The latest is now sinking to new depths and the implications are profound. At the peak of any boom, participants all assume that endless amounts of leverage can be employed with little concern for risk. Then, when the play becomes exhausted the most aggressive positions get wiped out, and the liquidation of unsupportable positions can go on for a few years.
This time around, what will be soon seen as a school of radical economics became convinced that arbitrary manipulations of interest rates and currencies would keep even the most outrageous abuse of credit going forever, or at least as far as the foreseeable future extends.
That has been standard and continuous practice at the Fed over a number of generations of interventionist economists.

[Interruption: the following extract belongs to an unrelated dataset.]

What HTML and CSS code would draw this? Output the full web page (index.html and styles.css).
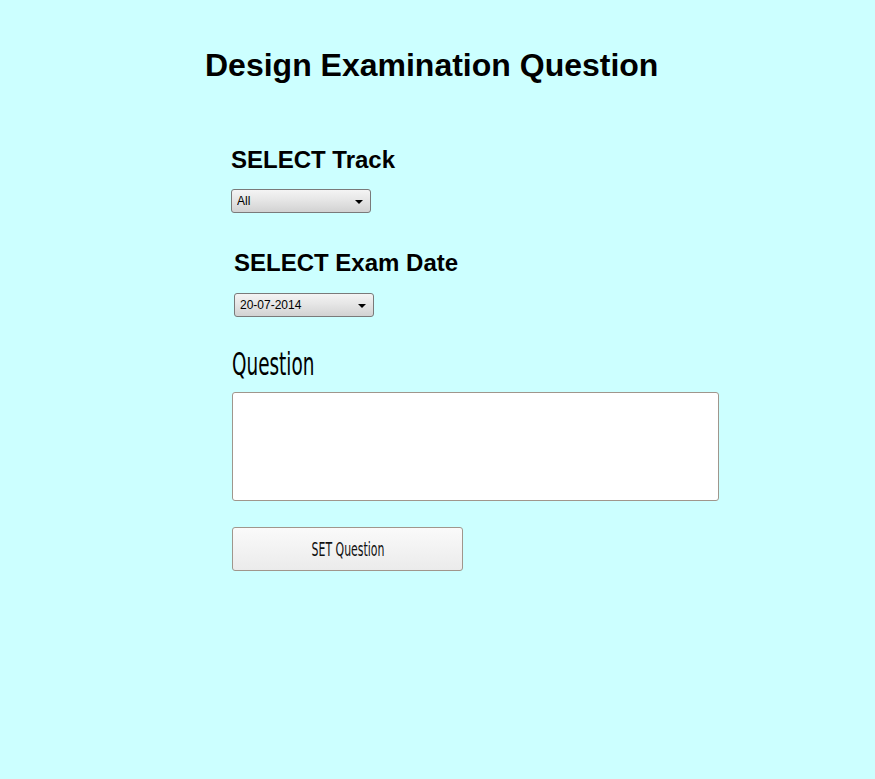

Then, over the past 25 years legions of financial adventures created enormous amounts of artificial securities, artificially priced and backed by artificial credit ratings.

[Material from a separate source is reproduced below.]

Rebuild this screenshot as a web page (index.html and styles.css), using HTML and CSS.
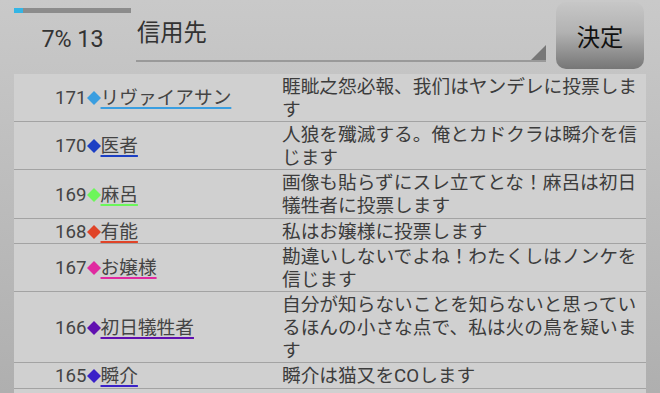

Anyone who had spent any time watching the old and notorious Vancouver Stock Exchange would know that the public will believe the most preposterous story – so long as the price is going up. Then with the inevitable plunge belief disappears in an instant, leaving chagrin and dismay.

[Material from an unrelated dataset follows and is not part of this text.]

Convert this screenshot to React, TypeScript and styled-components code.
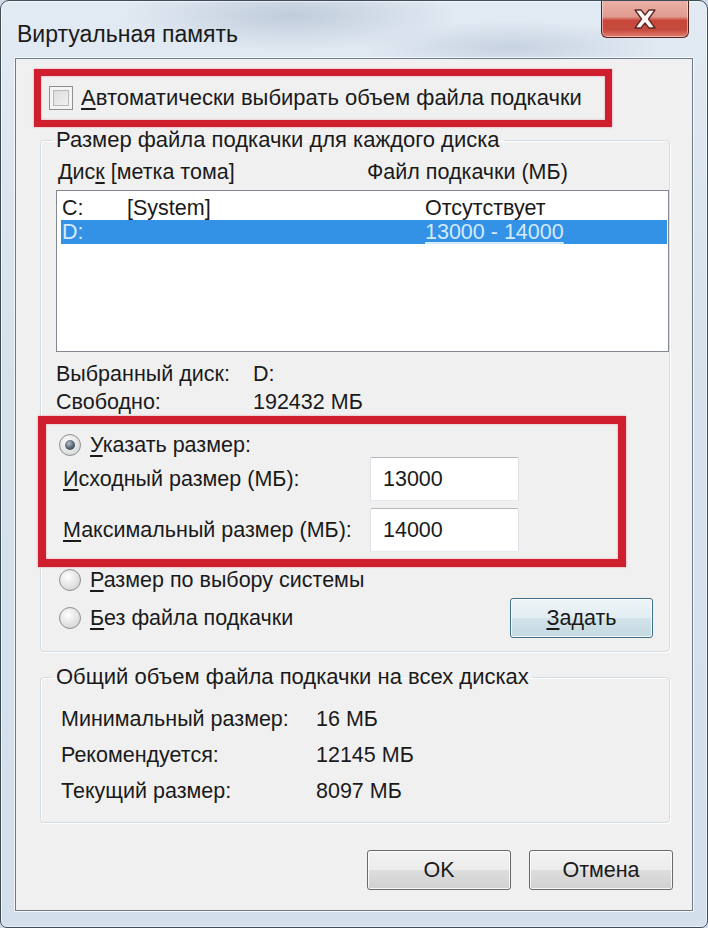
import styled, { createGlobalStyle, css } from "styled-components";
import { FC } from "react";

const GlobalStyle = createGlobalStyle`
  html, body {
    margin: 0;
    padding: 0;
  }
  body {
    font-family: "Liberation Sans", Arial, sans-serif;
    background: #cfdbe8;
  }
  * {
    box-sizing: border-box;
  }
`;

const drives = [
  { letter: "C:", label: "[System]", size: "Отсутствует", selected: false },
  { letter: "D:", label: "", size: "13000 - 14000", selected: true },
];

const totals = [
  { label: "Минимальный размер:", value: "16 МБ" },
  { label: "Рекомендуется:", value: "12145 МБ" },
  { label: "Текущий размер:", value: "8097 МБ" },
];

const CloseIcon: FC = () => (
  <svg width="24" height="20" viewBox="0 0 24 20">
    <polygon
      points="2,1 8,1 12,6 16,1 22,1 15.5,10 22,19 16,19 12,14 8,19 2,19 8.5,10"
      fill="#fdf6f4"
      stroke="#5a2b27"
      strokeWidth="1.3"
      strokeLinejoin="round"
    />
  </svg>
);

export default function App() {
  return (
    <>
      <GlobalStyle />
      <Window>
        <TitleBar>
          <Title>Виртуальная память</Title>
          <CloseButton>
            <CloseIcon />
          </CloseButton>
        </TitleBar>
        <Client>
          <Highlight $width={578} $thick={7} $left={18}>
            <CheckRow>
              <CheckBox />
              <Text $size={22}>
                <Key>А</Key>втоматически выбирать объем файла подкачки
              </Text>
            </CheckRow>
          </Highlight>

          <Group $top={1}>
            <Legend>Размер файла подкачки для каждого диска</Legend>
            <ColumnHeaders>
              <span>
                Дис<Key>к</Key> [метка тома]
              </span>
              <span>Файл подкачки (МБ)</span>
            </ColumnHeaders>
            <ListBox>
              {drives.map((d) => (
                <DriveRow key={d.letter} $selected={d.selected}>
                  <span>{d.letter}</span>
                  <span>{d.label}</span>
                  <SizeCell $selected={d.selected}>{d.size}</SizeCell>
                </DriveRow>
              ))}
            </ListBox>
            <InfoGrid>
              <span>Выбранный диск:</span>
              <span>D:</span>
              <span>Свободно:</span>
              <span>192432 МБ</span>
            </InfoGrid>

            <Highlight $width={588} $thick={8} $left={-18}>
              <SizeBox>
                <RadioRow>
                  <Radio $checked />
                  <Text>
                    <Key>У</Key>казать размер:
                  </Text>
                </RadioRow>
                <FieldRow>
                  <Text>
                    <Key>И</Key>сходный размер (МБ):
                  </Text>
                  <TextBox>13000</TextBox>
                </FieldRow>
                <FieldRow>
                  <Text>
                    <Key>М</Key>аксимальный размер (МБ):
                  </Text>
                  <TextBox>14000</TextBox>
                </FieldRow>
              </SizeBox>
            </Highlight>

            <OptionsRow>
              <RadioList>
                <RadioRow>
                  <Radio />
                  <Text>
                    <Key>Р</Key>азмер по выбору системы
                  </Text>
                </RadioRow>
                <RadioRow>
                  <Radio />
                  <Text>
                    <Key>Б</Key>ез файла подкачки
                  </Text>
                </RadioRow>
              </RadioList>
              <SetButton $focused>
                <Key>З</Key>адать
              </SetButton>
            </OptionsRow>
          </Group>

          <Group $top={13}>
            <Legend>Общий объем файла подкачки на всех дисках</Legend>
            <StatsGrid>
              {totals.map((t) => (
                <StatRow key={t.label}>
                  <span>{t.label}</span>
                  <span>{t.value}</span>
                </StatRow>
              ))}
            </StatsGrid>
          </Group>

          <Footer>
            <Button>OK</Button>
            <Button>Отмена</Button>
          </Footer>
        </Client>
      </Window>
    </>
  );
}

const Window = styled.div`
  width: 708px;
  height: 928px;
  display: flex;
  flex-direction: column;
  padding: 0 14px 16px 14px;
  border: 1px solid #3f4b58;
  border-radius: 9px 9px 7px 7px;
  overflow: hidden;
  background: radial-gradient(
      ellipse 170px 36px at 290px 14px,
      rgba(130, 150, 175, 0.35),
      transparent
    ),
    radial-gradient(
      ellipse 150px 26px at 510px 46px,
      rgba(140, 160, 185, 0.3),
      transparent
    ),
    linear-gradient(180deg, #e2eaf3 0%, #d6e1ec 40%, #d3dfeb 100%);
  box-shadow: inset 0 0 0 1px rgba(255, 255, 255, 0.6);
`;

const TitleBar = styled.div`
  height: 57px;
  flex-shrink: 0;
  display: flex;
  justify-content: space-between;
  align-items: flex-start;
`;

const Title = styled.div`
  margin: 20px 0 0 2px;
  font-size: 23px;
  line-height: 26px;
  color: #1a1a1a;
`;

const CloseButton = styled.div`
  width: 88px;
  height: 38px;
  margin: -1px 4px 0 0;
  display: flex;
  align-items: center;
  justify-content: center;
  border: 1px solid #52241f;
  border-top: none;
  border-radius: 0 0 6px 6px;
  background: linear-gradient(
    180deg,
    #ebb2a8 0%,
    #e19a8f 45%,
    #c9473a 55%,
    #c54a3d 80%,
    #e27d6e 100%
  );
  box-shadow: inset 0 0 0 1px rgba(255, 255, 255, 0.45);
`;

const Client = styled.div`
  flex: 1;
  display: flex;
  flex-direction: column;
  padding-top: 10px;
  background: #f0f0f0;
  border: 1px solid #6d7a88;
  box-shadow: 0 0 0 1px rgba(255, 255, 255, 0.7);
  font-size: 21.5px;
  color: #1a1a1a;
`;

const Highlight = styled.div<{ $width: number; $thick: number; $left: number }>`
  width: ${(p) => p.$width}px;
  margin-left: ${(p) => p.$left}px;
  border: ${(p) => p.$thick}px solid #cf1f2e;
  box-shadow: 0 0 2px rgba(220, 60, 70, 0.5),
    inset 0 0 2px rgba(220, 60, 70, 0.5);
`;

const Text = styled.span<{ $size?: number }>`
  line-height: 24px;
  white-space: nowrap;
  ${(p) => p.$size && `font-size: ${p.$size}px;`}
`;

const Key = styled.span`
  text-decoration: underline;
  text-underline-offset: 3px;
  text-decoration-thickness: 2px;
`;

const CheckRow = styled.div`
  height: 44px;
  display: flex;
  align-items: center;
  gap: 8px;
  padding-left: 8px;
`;

const CheckBox = styled.span`
  width: 24px;
  height: 24px;
  flex-shrink: 0;
  border: 1px solid #8e8f8f;
  background: linear-gradient(135deg, #d6d6d6 0%, #f7f7f7 100%);
  box-shadow: inset 0 0 0 3px #f4f4f4, inset 0 0 0 4px #b9b9b9;
`;

const Group = styled.fieldset<{ $top: number }>`
  margin: ${(p) => p.$top}px 22px 0 24px;
  padding: 0 0 13px 15px;
  min-width: 0;
  border: 1px solid #d3dce2;
  border-radius: 4px;
  box-shadow: inset 1px 1px 0 #fff, 1px 1px 0 #fff;
`;

const Legend = styled.legend`
  padding: 0 4px;
  margin-left: -4px;
  font-size: 22px;
  line-height: 24px;
`;

const ColumnHeaders = styled.div`
  margin-top: 8px;
  padding-left: 2px;
  display: grid;
  grid-template-columns: 309px 1fr;
  line-height: 24px;
`;

const ListBox = styled.div`
  margin-top: 6px;
  height: 162px;
  padding: 5px 1px 0 4px;
  background: #fff;
  border: 1px solid #828790;
`;

const DriveRow = styled.div<{ $selected?: boolean }>`
  height: 24px;
  padding-left: 1px;
  display: grid;
  grid-template-columns: 65px 298px 1fr;
  align-items: center;
  background: ${(p) => (p.$selected ? "#3391e6" : "transparent")};
  color: ${(p) => (p.$selected ? "#d3eaff" : "#1a1a1a")};
`;

const SizeCell = styled.span<{ $selected?: boolean }>`
  ${(p) =>
    p.$selected &&
    css`
      text-decoration: underline;
      text-underline-offset: 3px;
    `}
`;

const InfoGrid = styled.div`
  margin-top: 8px;
  display: grid;
  grid-template-columns: 197px 1fr;
  line-height: 28px;
`;

const SizeBox = styled.div`
  padding: 9px 0 7px 0;
  display: flex;
  flex-direction: column;
`;

const RadioRow = styled.div`
  height: 24px;
  display: flex;
  align-items: center;
  gap: 9px;
  padding-left: 3px;

  ${SizeBox} & {
    padding-left: 13px;
  }
`;

const Radio = styled.span<{ $checked?: boolean }>`
  width: 22px;
  height: 22px;
  flex-shrink: 0;
  position: relative;
  border-radius: 50%;
  border: 1px solid #8e8f8f;
  background: radial-gradient(circle at 40% 35%, #ffffff 0%, #d8d8d8 75%);
  ${(p) =>
    p.$checked &&
    css`
      &::after {
        content: "";
        position: absolute;
        inset: 5px;
        border-radius: 50%;
        background: radial-gradient(
          circle at 40% 35%,
          #b2c0cc 0%,
          #52616f 55%,
          #2c3844 100%
        );
      }
    `}
`;

const FieldRow = styled.div`
  height: 44px;
  padding-left: 17px;
  display: grid;
  grid-template-columns: 307px 149px;
  align-items: center;

  & + & {
    margin-top: 7px;
  }
`;

const TextBox = styled.div`
  height: 44px;
  padding-left: 12px;
  display: flex;
  align-items: center;
  background: #fff;
  border: 1px solid;
  border-color: #b5b8bf #dbdfe6 #e3e9ef #dbdfe6;
  border-radius: 2px;
`;

const OptionsRow = styled.div`
  margin-top: 1px;
  display: flex;
  justify-content: space-between;
  align-items: flex-start;
`;

const RadioList = styled.div`
  display: flex;
  flex-direction: column;
  gap: 14px;
`;

const Button = styled.div<{ $focused?: boolean }>`
  width: 144px;
  height: 40px;
  display: flex;
  align-items: center;
  justify-content: center;
  border: 1px solid #6a6a6a;
  border-radius: 3px;
  background: linear-gradient(
    180deg,
    #f3f3f3 0%,
    #ebebeb 50%,
    #dddddd 50%,
    #d1d1d1 100%
  );
  box-shadow: inset 0 0 0 1px rgba(255, 255, 255, 0.8);
  ${(p) =>
    p.$focused &&
    css`
      border-color: #3d6f8b;
      background: linear-gradient(
        180deg,
        #eef5f8 0%,
        #e2edf2 50%,
        #d2e3ea 50%,
        #c4d9e2 100%
      );
    `}
`;

const SetButton = styled(Button)`
  width: 143px;
  margin: 30px 16px 0 0;
`;

const StatsGrid = styled.div`
  margin: 12px 0 0 5px;
  display: flex;
  flex-direction: column;
`;

const StatRow = styled.div`
  display: grid;
  grid-template-columns: 255px 1fr;
  line-height: 36px;
`;

const Footer = styled.div`
  margin: 27px 19px 0 0;
  display: flex;
  justify-content: flex-end;
  gap: 18px;
`;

The key to the reversal is the decline in price, which places decision-making powers in the hands of margin clerks, whose job description is to get the accounts in line. It seems that the job description of ambitious central bankers has been to get the accounts out of line. In so many words, the putative elimination of risk by central planners created the riskiest credit structure in history.
Also, because politics will soon rear its ugly head it is worth emphasizing that interventionist economists have been employed by all political parties from the left to the not-so-left, all governments, all trade unions, and all big corporations as well as financial institutions and investment dealers.
Markets have been distorted to an unprecedented degree.
Our research indicated that the change in the credit markets towards adversity would likely be accomplished by June, last year. In July the reversal was sufficient to conclude that "The biggest train wreck in the history of credit had begun." Although severe lately, it is not over.
Showing how quickly conditions are changing, The Wall Street Journal headlined in Friday morning's edition "Some Traders Take Bullish Tack in Bear Stearns".
Another weekend comment was from a professor at The London School of Economics, and was on the nature of the Fed's bailout plan: "Throwing out four decades of monetary history". This meant that the Fed was taking on riskier securities that he described as "Socialism for the rich, which is both inefficient and objectionable."
Once again, the baton of monetary power has been forcefully transferred, from central bankers to margin clerks, and in due course the LSE professor will discover that post-bubble contractions are very democratic.
So long as credit was expanding, market participants and central bankers could earnestly believe in any number of preposterous stories.
Credit is in a vicious contraction and so is the biggest secular belief system in history.